When analysing the dynamics of the board for the 2018 Annual General Meetings, the investors hone in on: the directors’ ability to position their companies within an evolving society and enhance their capacities to create sustainable value; the connection between corporate strategy and the management of associated risks; ongoing digital transformation and innovation; cybersecurity; internal talent management and an ever-closer relationship with shareholders over the long term.
Another of the concerns flagged in the report refers to the composition of the board of directors. Transparency regarding this issue has improved substantially over recent years, thanks to a combination of new regulations and corporate governance codes that have focussed on the procedures for appointing independent directors and ensuring they are recruited on the basis of objective merit, such that their profiles match the requirements of the enterprise.
The survey shows that investors expect the boards of their investee companies to play a vital role in developing communities where they operate, and consider they should represent a similar degree of diversity as they find in those communities.
This is such an important matter, that the October 2017 issue of The Parker Review published an article on board representativeness, arguing that it should not only consider gender but also ethnic and geographical diversity. It proposed that every FTSE 100 board should have at least one director with an ethnic-minority background for 2021, and that this requirement should be extended to every FTSE 250 board by 2024.
The debate about the diversity of board members will unfold further in the next few years, and will doubtlessly remain an important benchmark for investors, regulators and governments, as different stakeholders become increasingly powerful and increasingly diverse.
However important the tendency towards greater diversity in director’s backgrounds, it must always be accompanied by the right match with the skill sets and experience that boards require each of their members to display in order to effectively perform their duties.
The third concern among institutional investors was the quality of stakeholder relations. Investors increasingly analyze companies to see how much they integrate ESG (Environment, Social & Governance) principles and policies into their management processes. They want the materiality of the companies’ commitments to be properly disclosed, so they can track key performance indicators in the annual reports and, in particular, in the corporate governance reporting.
The Morrow Sodali document shows that investors are become more and more insistent that ESG principles underpin long-term corporate sustainability. Specifically, the survey reflects the investors’ opinion on the degree to which their portfolio companies mainstream these principles into the way they manage their business.
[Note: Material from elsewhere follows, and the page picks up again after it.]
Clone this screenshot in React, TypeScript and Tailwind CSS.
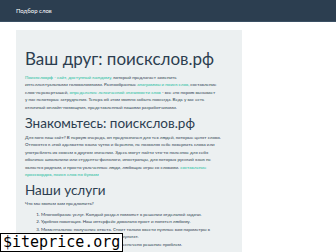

The result is encouraging: 93% of those surveyed state that ESG principles are either “fully integrated” or “progressing towards full integration”.
Just behind financial and business performance in the survey, at some distance, institutional investors express concern over their companies’ relationship with shareholders. Further behind still ranks the availability of board members to communicate directly with shareholders.
The 49 international investors, with over USD 31 billion of assets under management, show that they are putting their money behind good governance, transparency and commitment to society and stakeholders. These are as the key “business attitudes” they consider to best reflect their portfolio companies’ underlying performance over time.